We tend to fall very hard on the side of "individual rights"-- that is, freedom to DO things-- while it seems that Europe falls very hard on the "freedom FROM things" side of the coin. Personally, I find the whole approach of legislating away things I dont like as a nasty slippery slope that ends in authoritarianism. Id rather err far more on the "too permissive" side than to wake up one day and realize we're revisiting Europe in the 40s.
Technologically, it's a terrible idea. The client software and the end user no longer have any ability to inspect the actual certificates used for an HTTPS connection. From the client's perspective, all HTTPS connections are really with the MITM device and use the same cert chain.

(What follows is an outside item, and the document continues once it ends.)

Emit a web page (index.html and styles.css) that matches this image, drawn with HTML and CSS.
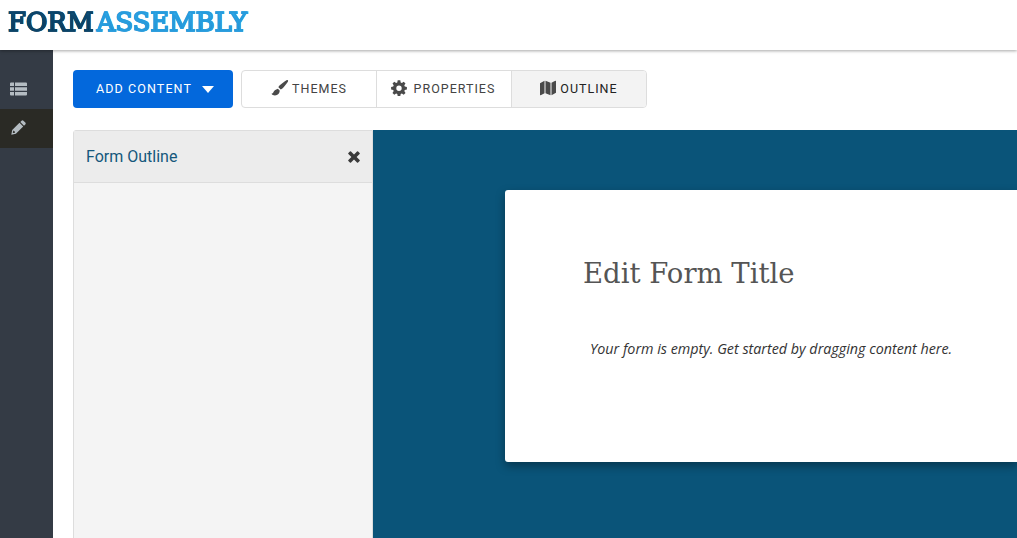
FILE: index.html
```html
<!DOCTYPE html>
<html lang="en">
<head>
    <meta charset="UTF-8">
    <title>FormAssembly - Form Builder</title>
    <link rel="stylesheet" href="styles.css">
</head>
<body>

    <!-- Top bar -->
    <div class="topbar">
        <a class="logo" href="#"><span class="logo-form">FORM</span><span class="logo-assembly">ASSEMBLY</span></a>
    </div>

    <div class="page">
        <!-- Sidebar -->
        <div class="sidebar">
            <a class="side-item" href="#">
                <svg width="17" height="14" viewBox="0 0 17 14"><path fill="#b4bcc2" d="M0 1.5A1 1 0 0 1 1 .5h3v3.4H0zM5 .5h11a1 1 0 0 1 1 1v2.400H5zM0 5.200h4v3.600H0zM5 5.200h12v3.600H5zM0 10.100h4v3.400H1a1 1 0 0 1-1-1zM5 10.100h12v2.400a1 1 0 0 1-1 1H5z"/></svg>
            </a>
            <a class="side-item active" href="#">
                <svg width="15" height="15" viewBox="0 0 15 15"><path fill="#b4bcc2" d="M10.600.7a1.300 1.300 0 0 1 1.800 0l1.900 1.900a1.300 1.300 0 0 1 0 1.800l-1.300 1.300-3.700-3.700zM8.500 2.800l3.700 3.700-7.300 7.300-4.600 1 .9-4.700zM2.300 10.300l-.5 2.800 2.100-.4.100-1.300-1.200-.1z"/></svg>
            </a>
        </div>

        <!-- Main Content -->
        <div class="main-content">
            <div class="toolbar">
                <button class="add-btn"><span>ADD CONTENT</span> <span class="caret"></span></button>
                <div class="tabs">
                    <a class="tab" href="#">
                        <svg width="18" height="16" viewBox="0 0 17 16"><path fill="#4a4a4a" d="M16.300.3c.5.400.4 1-.1 1.700-1.500 2.100-3.800 5-5.300 6.500-.5.500-1.100.8-1.600 1l-2.400-2.300c.2-.6.600-1.200 1.100-1.700C9.600 3.900 13.300 1.500 15 .3c.500-.3 1-.3 1.300 0zM6.400 8.800l1.800 1.700c0 2.700-1.800 4.900-4.700 4.900-1.600 0-3-.7-3.500-1.700.9-.1 1.600-.5 1.900-1.400.5-1.600 1.900-2.700 4.500-3.500z"/></svg>
                        <span>THEMES</span>
                    </a>
                    <a class="tab gear" href="#">
                        <svg width="16" height="16" viewBox="0 0 16 16"><path fill="#4a4a4a" fill-rule="evenodd" d="M6.700.3h2.600l.4 2.100 1.200.5 1.800-1.200 1.800 1.800-1.200 1.800.5 1.200 2.100.4v2.600l-2.100.4-.5 1.200 1.200 1.800-1.800 1.800-1.800-1.200-1.200.5-.4 2.100H6.700l-.4-2.100-1.200-.5-1.800 1.200-1.800-1.800 1.200-1.800-.5-1.200-2.100-.4V6.900l2.100-.4.5-1.200-1.200-1.800 1.800-1.800 1.800 1.200 1.200-.5zM8 5.500a2.700 2.700 0 1 0 0 5.400 2.700 2.700 0 0 0 0-5.400z"/></svg>
                        <span>PROPERTIES</span>
                    </a>
                    <a class="tab current" href="#">
                        <svg width="16" height="16" viewBox="0 0 16 16"><path fill="#4a4a4a" d="M0 3.300 4.500.8v12.400L.7 15.200a.5.500 0 0 1-.7-.4zM5.500.8l5 2v12.400l-5-2zM11.500 2.800 15.300.8a.5.500 0 0 1 .7.400v11.500l-4.500 2.500z"/></svg>
                        <span>OUTLINE</span>
                    </a>
                </div>
            </div>

            <div class="workspace">
                <!-- Outline panel -->
                <div class="outline">
                    <div class="outline-head">
                        <span class="outline-title">Form Outline</span>
                        <svg width="12" height="12" viewBox="0 0 12 12"><path fill="#3a3a3a" d="M3 .4 6 3.400 9 .4a.8.800 0 0 1 1.100 0l1.500 1.500a.8.800 0 0 1 0 1.100L8.600 6l3 3a.8.800 0 0 1 0 1.100l-1.500 1.500a.8.800 0 0 1-1.100 0l-3-3-3 3a.8.800 0 0 1-1.100 0L.4 10.100a.8.800 0 0 1 0-1.100l3-3-3-3a.8.800 0 0 1 0-1.100L1.900.4A.8.800 0 0 1 3 .4z"/></svg>
                    </div>
                </div>

                <!-- Form canvas -->
                <div class="canvas">
                    <div class="form-card">
                        <h1>Edit Form Title</h1>
                        <p>Your form is empty. Get started by dragging content here.</p>
                    </div>
                </div>
            </div>
        </div>
    </div>

</body>
</html>
```

FILE: styles.css
```css
* {
    margin: 0;
    padding: 0;
    box-sizing: border-box;
    font-family: Roboto, Arial, sans-serif;
}
html, body {
    height: 538px;
    overflow: hidden;
    background-color: #fff;
}
a {
    text-decoration: none;
}
.topbar {
    position: relative;
    z-index: 2;
    height: 50px;
    padding: 7px 0 0 8px;
    background-color: #fff;
    box-shadow: 0 1px 3px rgba(0, 0, 0, 0.35);
}
.logo {
    display: flex;
    font-size: 26px;
    line-height: 30px;
}
.logo span {
    font-family: "DejaVu Serif", serif;
    background-clip: text;
    -webkit-background-clip: text;
    color: transparent;
}
.logo-form {
    -webkit-text-stroke: 1.400px #0b456a;
    background-image: linear-gradient(#0d4f78 20%, #0a3550 80%);
}
.logo-assembly {
    margin-left: 3px;
    letter-spacing: -0.1px;
    -webkit-text-stroke: 1.400px #279cdd;
    background-image: linear-gradient(#2fa9e8 20%, #1f8fd0 80%);
}
.page {
    display: flex;
    height: 488px;
}
.sidebar {
    width: 53px;
    flex-shrink: 0;
    padding-top: 20px;
    background-color: #343b45;
}
.side-item {
    display: flex;
    align-items: center;
    justify-content: center;
    height: 39px;
}
.side-item svg {
    margin: 0 16px 2px 0;
}
.side-item.active {
    background-color: #2a2a25;
}
.main-content {
    flex: 1;
    min-width: 0;
    padding: 20px 0 0 20px;
}
.toolbar {
    display: flex;
    gap: 8px;
    height: 38px;
}
.add-btn {
    display: flex;
    align-items: center;
    justify-content: center;
    gap: 10px;
    width: 160px;
    padding: 0 0 2px 4px;
    border: none;
    border-radius: 4px;
    background-color: #0368dc;
    color: #fff;
    font-size: 12.500px;
    letter-spacing: 1.100px;
}
.caret {
    margin-top: 3px;
    border-left: 6px solid transparent;
    border-right: 6px solid transparent;
    border-top: 7px solid #fff;
}
.tabs {
    display: flex;
    width: 406px;
    border: 1px solid #ddd;
    border-radius: 4px;
    overflow: hidden;
}
.tab {
    width: 135px;
    display: flex;
    align-items: center;
    justify-content: center;
    gap: 3px;
    padding-bottom: 2px;
    color: #444;
    font-size: 12.500px;
    letter-spacing: 1px;
    border-right: 1px solid #ddd;
}
.tab:last-child {
    flex: 1;
    border-right: none;
}
.tab.gear {
    gap: 7px;
    padding-right: 2px;
}
.tab.current {
    gap: 4px;
    background-color: #f3f3f3;
    color: #222;
}
.workspace {
    display: flex;
    margin-top: 22px;
    height: 420px;
}
.outline {
    width: 300px;
    flex-shrink: 0;
    background-color: #f4f4f4;
    border: 1px solid #ddd;
    border-radius: 3px 0 0 0;
}
.outline-head {
    display: flex;
    justify-content: space-between;
    align-items: center;
    height: 52px;
    padding: 0 12px 0 12px;
    background-color: #ececec;
    border-bottom: 1px solid #ddd;
}
.outline-title {
    font-size: 16px;
    color: #15587c;
}
.canvas {
    flex: 1;
    min-width: 0;
    padding: 60px 0 0 132px;
    background-color: #0a5479;
}
.form-card {
    width: 512px;
    height: 272px;
    padding: 64px 0 0 78px;
    background-color: #fff;
    border-radius: 3px 0 0 3px;
    box-shadow: 0 4px 10px rgba(0, 0, 0, 0.35);
}
.form-card h1 {
    font-family: "DejaVu Serif", "Liberation Serif", serif;
    font-size: 27.500px;
    line-height: 38px;
    font-weight: normal;
    color: #555;
}
.form-card p {
    margin: 47px 0 0 7px;
    font-family: "Open Sans", sans-serif;
    font-size: 14.300px;
    line-height: 20px;
    font-style: italic;
    color: #333;
    white-space: nowrap;
}
```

That is completely incorrect.
The MITM mechanism is the company creating an internal CA (which they and ONLY they control), and installing it as trusted on your workstation. SSL certs are still validated, its just that your employer can generate legitimately* signed certificates for any website on demand.
So, no revoking CAs that are compromised.
Again, thats not really true. A proper SSL proxy is gonna reject a bad SSL connection if the cert was revoked, or the timestamp is wrong, or the CA isnt trusted.
No using non-default root CAs
Its your employers machine; id say he has the greater right to decide which SSL certs are and are not trusted. If you need to connect to the DoD, your employer almost certainly knows about it, and if he doesnt you should probably let him know.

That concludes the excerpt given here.